▶ [Listed entries]:
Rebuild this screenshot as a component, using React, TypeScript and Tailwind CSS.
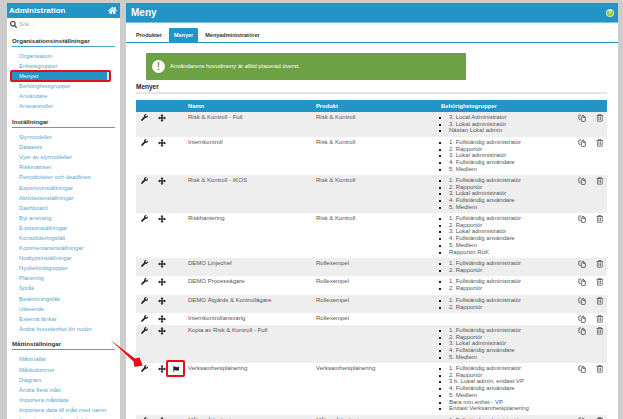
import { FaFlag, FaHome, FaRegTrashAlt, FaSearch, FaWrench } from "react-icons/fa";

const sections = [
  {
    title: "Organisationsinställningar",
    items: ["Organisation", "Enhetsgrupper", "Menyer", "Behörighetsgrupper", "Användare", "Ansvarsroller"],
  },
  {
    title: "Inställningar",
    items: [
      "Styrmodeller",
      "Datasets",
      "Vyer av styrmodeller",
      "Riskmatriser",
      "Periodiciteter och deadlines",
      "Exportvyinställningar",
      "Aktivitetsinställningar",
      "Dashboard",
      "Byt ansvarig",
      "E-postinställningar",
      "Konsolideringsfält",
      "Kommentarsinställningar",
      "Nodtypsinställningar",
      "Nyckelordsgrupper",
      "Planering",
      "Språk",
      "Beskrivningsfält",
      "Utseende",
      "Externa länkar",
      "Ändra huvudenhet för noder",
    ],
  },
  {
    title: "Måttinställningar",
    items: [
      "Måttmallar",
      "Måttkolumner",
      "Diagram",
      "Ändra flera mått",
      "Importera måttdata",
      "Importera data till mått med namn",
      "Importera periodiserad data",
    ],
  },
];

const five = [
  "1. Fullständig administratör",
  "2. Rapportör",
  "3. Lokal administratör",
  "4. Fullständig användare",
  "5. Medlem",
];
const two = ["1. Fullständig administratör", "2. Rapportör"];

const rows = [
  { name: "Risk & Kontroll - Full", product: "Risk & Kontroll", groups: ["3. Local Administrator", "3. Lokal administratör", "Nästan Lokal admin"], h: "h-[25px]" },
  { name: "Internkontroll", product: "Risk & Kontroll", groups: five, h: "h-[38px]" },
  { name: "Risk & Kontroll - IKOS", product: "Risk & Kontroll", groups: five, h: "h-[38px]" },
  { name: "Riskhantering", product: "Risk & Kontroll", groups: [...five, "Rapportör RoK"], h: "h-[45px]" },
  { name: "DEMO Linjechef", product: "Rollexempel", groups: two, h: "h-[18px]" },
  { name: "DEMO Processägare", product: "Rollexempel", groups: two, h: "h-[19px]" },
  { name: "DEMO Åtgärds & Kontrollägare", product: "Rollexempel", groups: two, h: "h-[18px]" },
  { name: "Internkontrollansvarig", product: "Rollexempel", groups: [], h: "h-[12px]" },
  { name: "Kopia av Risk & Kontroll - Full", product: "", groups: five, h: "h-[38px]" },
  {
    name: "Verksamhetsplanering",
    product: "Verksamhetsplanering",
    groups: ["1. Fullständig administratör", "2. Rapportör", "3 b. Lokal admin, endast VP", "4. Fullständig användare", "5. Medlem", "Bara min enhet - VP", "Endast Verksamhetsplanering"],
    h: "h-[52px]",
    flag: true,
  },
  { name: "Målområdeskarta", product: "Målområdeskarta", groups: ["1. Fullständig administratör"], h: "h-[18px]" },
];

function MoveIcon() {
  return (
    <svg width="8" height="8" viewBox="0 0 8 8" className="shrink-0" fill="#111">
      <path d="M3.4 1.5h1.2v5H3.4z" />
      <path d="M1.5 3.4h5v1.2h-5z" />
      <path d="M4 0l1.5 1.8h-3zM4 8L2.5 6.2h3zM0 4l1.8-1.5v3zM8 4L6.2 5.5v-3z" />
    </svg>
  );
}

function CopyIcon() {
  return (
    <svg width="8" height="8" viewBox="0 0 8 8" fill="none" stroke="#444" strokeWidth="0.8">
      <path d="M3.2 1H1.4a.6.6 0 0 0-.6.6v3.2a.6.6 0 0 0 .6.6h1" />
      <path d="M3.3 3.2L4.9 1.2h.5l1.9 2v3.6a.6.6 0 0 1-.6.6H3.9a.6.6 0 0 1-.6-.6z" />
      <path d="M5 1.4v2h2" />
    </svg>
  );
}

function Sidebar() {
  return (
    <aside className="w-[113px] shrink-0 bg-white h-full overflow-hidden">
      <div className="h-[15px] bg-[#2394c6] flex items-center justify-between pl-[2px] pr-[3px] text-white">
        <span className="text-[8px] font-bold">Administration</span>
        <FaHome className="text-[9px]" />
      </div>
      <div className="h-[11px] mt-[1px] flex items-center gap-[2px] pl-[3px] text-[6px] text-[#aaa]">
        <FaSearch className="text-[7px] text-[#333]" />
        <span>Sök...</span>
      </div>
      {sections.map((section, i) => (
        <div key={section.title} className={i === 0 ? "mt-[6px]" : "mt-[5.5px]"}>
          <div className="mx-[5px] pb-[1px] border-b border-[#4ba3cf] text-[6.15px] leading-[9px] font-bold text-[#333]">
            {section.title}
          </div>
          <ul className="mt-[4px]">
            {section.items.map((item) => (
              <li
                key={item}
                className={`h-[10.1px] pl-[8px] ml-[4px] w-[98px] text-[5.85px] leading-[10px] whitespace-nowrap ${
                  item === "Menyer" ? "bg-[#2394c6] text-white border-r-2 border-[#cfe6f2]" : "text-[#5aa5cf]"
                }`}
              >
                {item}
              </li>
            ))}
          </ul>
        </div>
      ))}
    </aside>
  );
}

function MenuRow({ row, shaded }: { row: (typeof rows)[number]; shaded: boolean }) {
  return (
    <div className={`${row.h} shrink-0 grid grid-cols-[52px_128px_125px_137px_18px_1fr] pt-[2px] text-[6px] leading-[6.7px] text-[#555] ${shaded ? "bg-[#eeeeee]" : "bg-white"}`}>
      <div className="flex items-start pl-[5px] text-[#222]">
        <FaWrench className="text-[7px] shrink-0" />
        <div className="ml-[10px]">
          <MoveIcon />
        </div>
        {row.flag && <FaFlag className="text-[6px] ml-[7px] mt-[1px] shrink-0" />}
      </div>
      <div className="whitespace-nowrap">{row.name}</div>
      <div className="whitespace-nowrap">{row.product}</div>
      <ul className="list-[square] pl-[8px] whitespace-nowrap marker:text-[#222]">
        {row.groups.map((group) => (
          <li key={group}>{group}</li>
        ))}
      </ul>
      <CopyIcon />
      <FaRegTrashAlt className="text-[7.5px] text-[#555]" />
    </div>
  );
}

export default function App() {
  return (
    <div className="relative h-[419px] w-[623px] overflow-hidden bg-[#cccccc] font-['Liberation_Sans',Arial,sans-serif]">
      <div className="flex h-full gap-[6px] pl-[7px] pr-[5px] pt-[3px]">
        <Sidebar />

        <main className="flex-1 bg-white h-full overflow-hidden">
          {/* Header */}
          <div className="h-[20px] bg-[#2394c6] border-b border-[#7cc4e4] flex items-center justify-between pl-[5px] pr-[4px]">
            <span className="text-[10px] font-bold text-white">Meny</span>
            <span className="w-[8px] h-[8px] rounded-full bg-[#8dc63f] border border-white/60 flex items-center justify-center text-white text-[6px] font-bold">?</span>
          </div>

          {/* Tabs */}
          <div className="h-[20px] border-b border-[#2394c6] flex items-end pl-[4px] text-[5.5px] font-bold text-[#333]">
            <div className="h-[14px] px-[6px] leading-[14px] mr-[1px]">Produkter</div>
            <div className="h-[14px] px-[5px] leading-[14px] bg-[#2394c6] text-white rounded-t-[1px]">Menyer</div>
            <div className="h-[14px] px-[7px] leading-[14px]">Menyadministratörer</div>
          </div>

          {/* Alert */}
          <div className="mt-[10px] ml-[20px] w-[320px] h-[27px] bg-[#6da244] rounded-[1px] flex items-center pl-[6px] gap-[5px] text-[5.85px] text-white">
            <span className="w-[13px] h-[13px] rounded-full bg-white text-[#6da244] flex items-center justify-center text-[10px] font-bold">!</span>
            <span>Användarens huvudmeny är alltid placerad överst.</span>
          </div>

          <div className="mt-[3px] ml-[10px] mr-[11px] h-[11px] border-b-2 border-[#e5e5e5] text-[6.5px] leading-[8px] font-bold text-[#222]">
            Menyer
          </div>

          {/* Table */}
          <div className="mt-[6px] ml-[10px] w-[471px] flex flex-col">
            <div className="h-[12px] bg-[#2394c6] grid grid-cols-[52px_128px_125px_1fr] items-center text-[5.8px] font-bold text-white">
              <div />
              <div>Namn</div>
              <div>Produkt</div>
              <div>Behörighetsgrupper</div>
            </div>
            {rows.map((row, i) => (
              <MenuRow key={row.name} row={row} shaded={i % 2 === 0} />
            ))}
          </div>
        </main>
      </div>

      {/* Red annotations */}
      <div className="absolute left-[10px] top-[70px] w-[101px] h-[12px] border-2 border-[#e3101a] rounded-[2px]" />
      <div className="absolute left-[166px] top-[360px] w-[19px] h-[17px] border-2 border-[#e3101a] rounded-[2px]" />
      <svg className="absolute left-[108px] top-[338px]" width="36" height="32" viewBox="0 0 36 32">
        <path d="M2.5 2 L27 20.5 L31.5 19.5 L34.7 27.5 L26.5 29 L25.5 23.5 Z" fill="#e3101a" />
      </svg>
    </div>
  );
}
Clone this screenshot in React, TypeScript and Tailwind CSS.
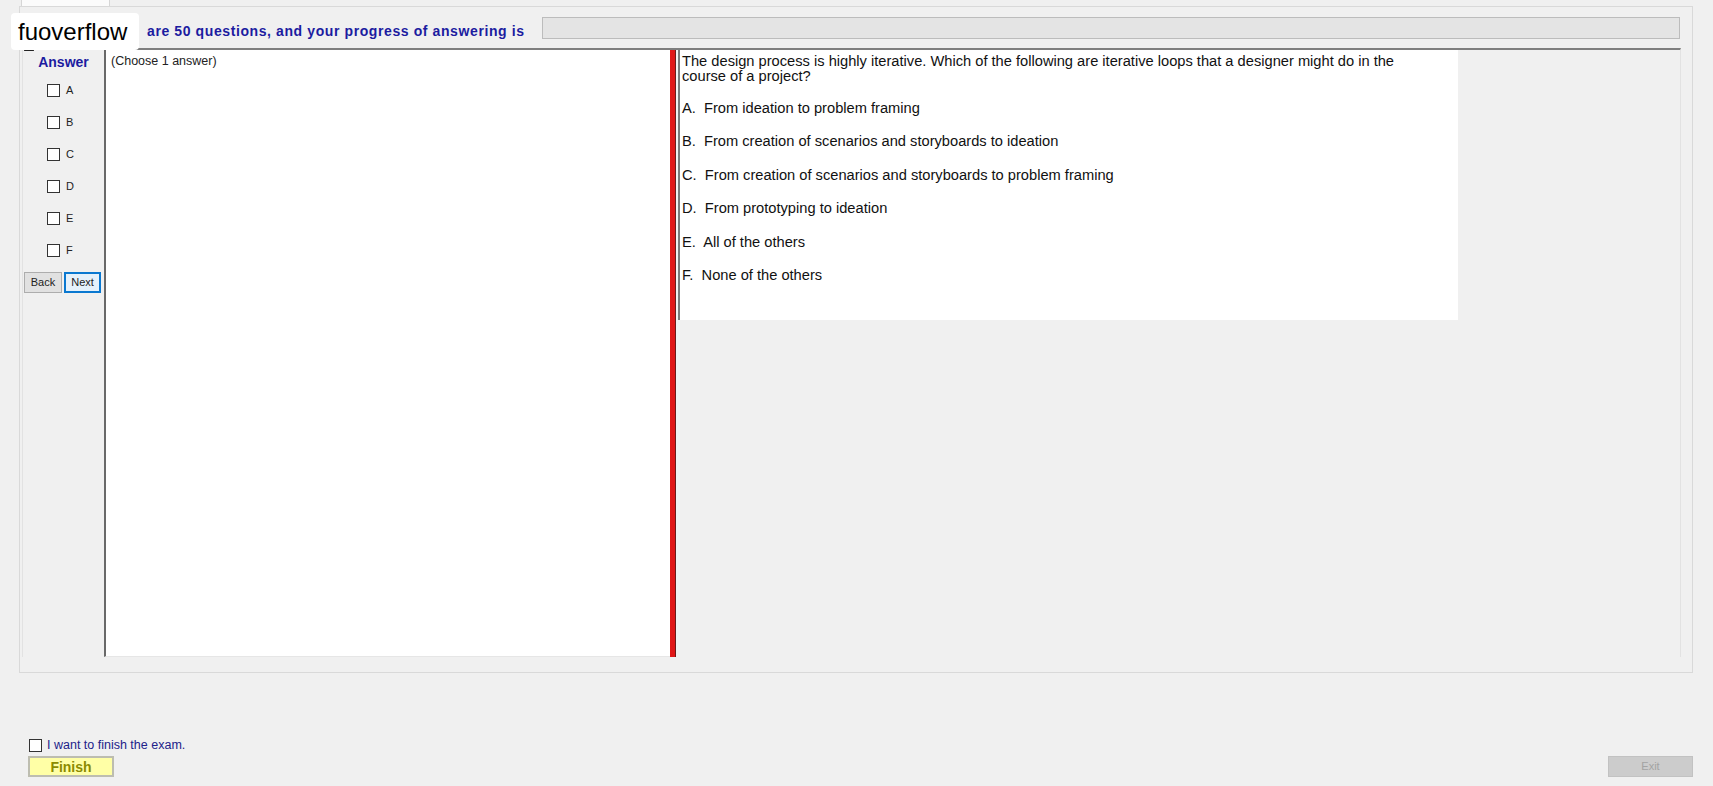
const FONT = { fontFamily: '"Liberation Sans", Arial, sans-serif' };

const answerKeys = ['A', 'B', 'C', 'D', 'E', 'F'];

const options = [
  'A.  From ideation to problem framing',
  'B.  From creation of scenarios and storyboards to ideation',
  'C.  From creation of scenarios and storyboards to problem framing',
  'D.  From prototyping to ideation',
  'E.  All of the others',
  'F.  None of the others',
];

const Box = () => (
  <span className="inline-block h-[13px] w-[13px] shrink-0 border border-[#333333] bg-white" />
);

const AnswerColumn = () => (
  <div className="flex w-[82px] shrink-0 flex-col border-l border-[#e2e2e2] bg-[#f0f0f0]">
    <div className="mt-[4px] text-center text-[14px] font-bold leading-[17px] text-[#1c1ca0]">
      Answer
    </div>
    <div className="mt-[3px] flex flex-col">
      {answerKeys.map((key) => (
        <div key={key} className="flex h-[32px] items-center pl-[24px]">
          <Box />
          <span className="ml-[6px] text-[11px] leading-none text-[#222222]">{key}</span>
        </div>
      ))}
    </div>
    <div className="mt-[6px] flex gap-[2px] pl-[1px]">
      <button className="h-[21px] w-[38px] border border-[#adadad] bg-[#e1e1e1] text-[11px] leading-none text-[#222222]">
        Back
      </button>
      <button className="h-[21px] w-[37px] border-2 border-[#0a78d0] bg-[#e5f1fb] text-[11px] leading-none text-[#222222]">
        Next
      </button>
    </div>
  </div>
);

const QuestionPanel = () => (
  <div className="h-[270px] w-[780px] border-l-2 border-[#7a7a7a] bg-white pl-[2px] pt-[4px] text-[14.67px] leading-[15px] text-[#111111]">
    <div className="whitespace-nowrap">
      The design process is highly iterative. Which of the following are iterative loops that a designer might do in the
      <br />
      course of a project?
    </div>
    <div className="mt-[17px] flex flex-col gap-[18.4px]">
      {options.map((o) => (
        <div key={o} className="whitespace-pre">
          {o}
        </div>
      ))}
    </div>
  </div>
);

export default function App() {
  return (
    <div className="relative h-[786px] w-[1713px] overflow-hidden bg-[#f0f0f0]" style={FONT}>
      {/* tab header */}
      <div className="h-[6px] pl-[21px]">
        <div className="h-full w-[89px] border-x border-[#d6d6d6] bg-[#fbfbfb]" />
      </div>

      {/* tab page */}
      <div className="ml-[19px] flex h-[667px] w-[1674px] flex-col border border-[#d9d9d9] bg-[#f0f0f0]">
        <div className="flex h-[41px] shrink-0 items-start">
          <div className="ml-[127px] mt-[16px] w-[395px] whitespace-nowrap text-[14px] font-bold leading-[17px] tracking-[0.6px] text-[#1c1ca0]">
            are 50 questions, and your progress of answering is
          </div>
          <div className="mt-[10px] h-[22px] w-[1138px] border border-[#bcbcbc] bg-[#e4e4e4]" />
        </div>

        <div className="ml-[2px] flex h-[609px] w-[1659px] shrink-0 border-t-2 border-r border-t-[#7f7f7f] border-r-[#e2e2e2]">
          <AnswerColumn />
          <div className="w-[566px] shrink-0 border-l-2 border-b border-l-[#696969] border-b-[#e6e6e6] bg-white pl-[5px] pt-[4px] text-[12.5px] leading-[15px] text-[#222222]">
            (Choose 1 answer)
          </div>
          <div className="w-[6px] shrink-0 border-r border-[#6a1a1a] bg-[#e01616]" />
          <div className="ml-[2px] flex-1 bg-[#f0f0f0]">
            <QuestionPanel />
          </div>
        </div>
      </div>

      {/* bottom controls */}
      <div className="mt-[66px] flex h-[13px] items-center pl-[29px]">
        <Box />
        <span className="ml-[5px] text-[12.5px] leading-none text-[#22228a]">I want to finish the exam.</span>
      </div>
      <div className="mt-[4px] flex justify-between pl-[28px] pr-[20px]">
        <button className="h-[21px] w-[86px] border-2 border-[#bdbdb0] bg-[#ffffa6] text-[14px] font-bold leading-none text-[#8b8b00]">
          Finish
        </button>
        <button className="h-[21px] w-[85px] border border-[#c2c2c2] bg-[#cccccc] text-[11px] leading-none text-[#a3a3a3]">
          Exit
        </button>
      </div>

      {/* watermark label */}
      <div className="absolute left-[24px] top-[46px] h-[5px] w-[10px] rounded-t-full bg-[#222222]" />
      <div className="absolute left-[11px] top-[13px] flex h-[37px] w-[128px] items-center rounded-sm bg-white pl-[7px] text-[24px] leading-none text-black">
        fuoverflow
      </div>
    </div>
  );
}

▶ [Description of the task]: Starting at the line containing "Clone this screenshot" and stopping after the line containing "const answerKeys = ['A', 'B', 'C', 'D', 'E', 'F'];", give the lines again exactly and leave out every image.

▶ [Output below]:
Clone this screenshot in React, TypeScript and Tailwind CSS.
const FONT = { fontFamily: '"Liberation Sans", Arial, sans-serif' };

const answerKeys = ['A', 'B', 'C', 'D', 'E', 'F'];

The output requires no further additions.